Лешка бросил на подворье мрачный взгляд: грязный снег, черные пятна крови и земли подтаявшей. Губы скривил:
– Снег
Дело у Лешки было срочным: к утру добраться до райцентра и найти верного товарища Семку Григорьева. Григорьев – еще тот жучара! Он и совет хороший даст, и поможет из Ракитного выехать. Во всяком случае, в эту трагическую ночную годину Лешка Ордынский не видел другого выхода, кроме как забрать Марусю с Юрчиком и обустроиться на новом месте. «Студенческое братство – на всю жизнь!» – мысленно уверял себя, пытаясь представить, как пойдет разговор с Григорьевым, и нащупал в кармане немалую пачку денег. Кто-кто, а Лешка прекрасно знал студенческого товарища.
Служебная «Волга» въехала в районный центр в пять утра, и Лешка решил не медлить с визитом к Григорьеву. Времени не было. Нервы сдавали. По дороге он успел трижды обматерить водителя за слишком большую скорость и слишком медленное продвижение к райцентру, но водитель крутил у него баранку не первый год, поэтому промолчал.
В райцентре Семка Григорьев единолично занимал новый дом на две семьи, который в свое время построили для специалистов.
– Умеет! – оценил Лешка пронырливость Семки и постучал в дверь. Не страшно! Извинится, если выхватил Григорьева из сладких снов.
Семка Григорьев не спал. Слишком уж невероятные события происходили в его жизни нынче, потому просидел до утра, вычерчивая на обычной канцелярской бумаге схемы собственного карьерного роста.

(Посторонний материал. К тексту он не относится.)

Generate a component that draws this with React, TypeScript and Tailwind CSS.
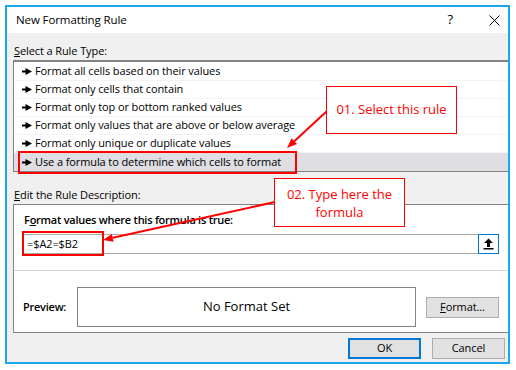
import React from "react";

const rules = [
  "Format all cells based on their values",
  "Format only cells that contain",
  "Format only top or bottom ranked values",
  "Format only values that are above or below average",
  "Format only unique or duplicate values",
  "Use a formula to determine which cells to format",
];

function Bullet() {
  return (
    <svg width="10" height="7" viewBox="0 0 10 7" className="shrink-0">
      <path d="M0 2.5h3.5V0L10 3.5 3.5 7V4.5H0z" fill="#000" />
    </svg>
  );
}

function CollapseIcon() {
  return (
    <svg width="11" height="12" viewBox="0 0 11 12">
      <path d="M5.5 0.5L10 5H7v4H4V5H1z" fill="#000" />
      <rect x="0.5" y="10" width="10" height="1.5" fill="#000" />
    </svg>
  );
}

export default function App() {
  return (
    <div className="relative w-[516px] h-[370px] bg-white pl-[5px] pt-[5px] font-['Open_Sans',sans-serif] text-[11px] tracking-[-0.1px] text-black overflow-hidden">
      <div className="w-[505px] h-[359px] border-2 border-[#1aa7ec] flex flex-col overflow-hidden">
        {/* title bar */}
        <div className="h-[26px] shrink-0 bg-white flex items-center pl-[9px]">
          <span className="text-[11.5px]">New Formatting Rule</span>
          <span className="ml-auto text-[13px] mr-[36px]">?</span>
          <svg width="11" height="11" viewBox="0 0 11 11" className="mr-[8px]">
            <path d="M0.5 0.5L10.5 10.5M10.5 0.5L0.5 10.5" stroke="#000" strokeWidth="1" />
          </svg>
        </div>

        <div className="flex-1 bg-[#f0f0f0] pt-[10px] flex flex-col">
          <div className="h-[16px] leading-[16px] pl-[7px]">
            <span className="underline">S</span>elect a Rule Type:
          </div>
          <div className="mt-px ml-[6px] border-t-2 border-l border-b border-[#838383] bg-white pt-px">
            {rules.map((r, i) => (
              <div
                key={r}
                className={`h-[18px] flex items-center gap-[3px] pl-[8px] ${
                  i === rules.length - 1 ? "bg-[#dedee3]" : "border-b border-[#f3f3f3]"
                }`}
              >
                <Bullet />
                <span>{r}</span>
              </div>
            ))}
          </div>

          <div className="mt-[15px] h-[16px] leading-[16px] pl-[7px]">
            <span className="underline">E</span>dit the Rule Description:
          </div>
          <div className="mt-px ml-[6px] border-t border-l border-b border-[#838383] bg-white pt-[7px] pb-[5px]">
            <div className="h-[16px] leading-[16px] pl-[10px] font-semibold tracking-[-0.25px]">
              F<span className="underline">o</span>rmat values where this formula is true:
            </div>
            <div className="mt-[6px] ml-[9px] w-[476px] h-[20px] border border-[#a9a9a9] flex items-center pl-[3px]">
              <span>=$A2=$B2</span>
              <div className="ml-auto -mr-px h-[20px] w-[21px] border border-[#0078d7] bg-white flex items-center justify-center">
                <CollapseIcon />
              </div>
            </div>
            <div className="mt-[16px] h-px bg-[#d5d5d5]" />
            <div className="mt-[16px] h-[40px] flex items-center pl-[9px]">
              <span className="w-[54px] font-semibold tracking-[-0.25px]">Preview:</span>
              <div className="w-[339px] h-[40px] border border-[#838383] flex items-center justify-center text-[13px] tracking-normal">
                No Format Set
              </div>
              <div className="ml-[10px] w-[73px] h-[21px] bg-[#e1e1e1] border border-[#adadad] flex items-center justify-center">
                <span>
                  <span className="underline">F</span>ormat...
                </span>
              </div>
            </div>
          </div>

          <div className="mt-[5px] flex justify-end gap-[11px] pr-[3px]">
            <div className="w-[73px] h-[21px] bg-[#e1e1e1] border-2 border-[#0078d7] flex items-center justify-center">
              OK
            </div>
            <div className="w-[73px] h-[21px] bg-[#e1e1e1] border border-[#adadad] flex items-center justify-center">
              Cancel
            </div>
          </div>
        </div>
      </div>

      {/* annotations */}
      <div className="absolute left-[18px] top-[151px] w-[279px] h-[23px] border-2 border-[#ff0000]" />
      <div className="absolute left-[22px] top-[231px] w-[82px] h-[25px] border-2 border-[#ff0000]" />

      <svg className="absolute left-0 top-0 pointer-events-none" width="516" height="370">
        <line x1="327" y1="111" x2="294.3" y2="141.2" stroke="#ff0000" strokeWidth="2" />
        <polygon points="287,148 297,144.1 291.6,138.3" fill="#ff0000" />
        <line x1="275" y1="202" x2="112.8" y2="237.8" stroke="#ff0000" strokeWidth="2" />
        <polygon points="103,240 113.6,241.7 111.9,233.9" fill="#ff0000" />
      </svg>

      <div className="absolute left-[326px] top-[86px] w-[131px] h-[48px] border border-[#ff0000] bg-white flex items-center justify-center text-[13px] tracking-normal text-[#ff0000]">
        01. Select this rule
      </div>
      <div className="absolute left-[274px] top-[178px] w-[131px] h-[49px] border border-[#ff0000] bg-white flex items-center justify-center text-center text-[13px] leading-[18px] tracking-normal text-[#ff0000]">
        02. Type here the
        <br />
        formula
      </div>
    </div>
  );
}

– Леха? – Григорьев не слишком обрадовался. – Хоть бы позвонил.
– Сема, мне хана! – Всю дорогу Лешка выдумывал причины, по которым ему нужно в авральном порядке выехать из Ракитного, но сейчас напряжение безумной ночи вылилось в неожиданное откровение, и Лешка подумал, что так даже лучше.
Григорьев усадил Лешку в мягкое кресло в просторной гостиной, поставил на журнальный столик бутылку коньяка и спросил:
– Убил кого-то?
Лешка проглотил коньяк и за две минуты рассказал Григорьеву о событиях этой ночи и обо всем, что ей предшествовало.
– Вот сука! – обиделся за друга Григорьев. – И что теперь? Разведешься?
– Стыць!
– Да… Развод – очень плохо для карьеры. Коммунист, хороший семьянин… Это основа.
– Семка… Помоги из Ракитного выбраться. Ты хоть и главный ветеринарный врач района, но твое влияние…
– Ветврач? – Григорьев довольно рассмеялся. – Леха, я уже месяц во вторых секретарях райкома партии хожу.
Лешка глаза выкатил – неужели?
– Ну ты… жучара, Сема!
– Но-но! – демонстративно строго погрозил пальцем Григорьев. – Я перспективный руководитель!
– Поздравляю! Черт! Давай обмоем! Э-эх! А я без магарыча! – засуетился Лешка. – Сема… Так теперь – если захочешь – ты ж можешь меня в районе пристроить.
Семка Григорьев скривился, как от зубной боли.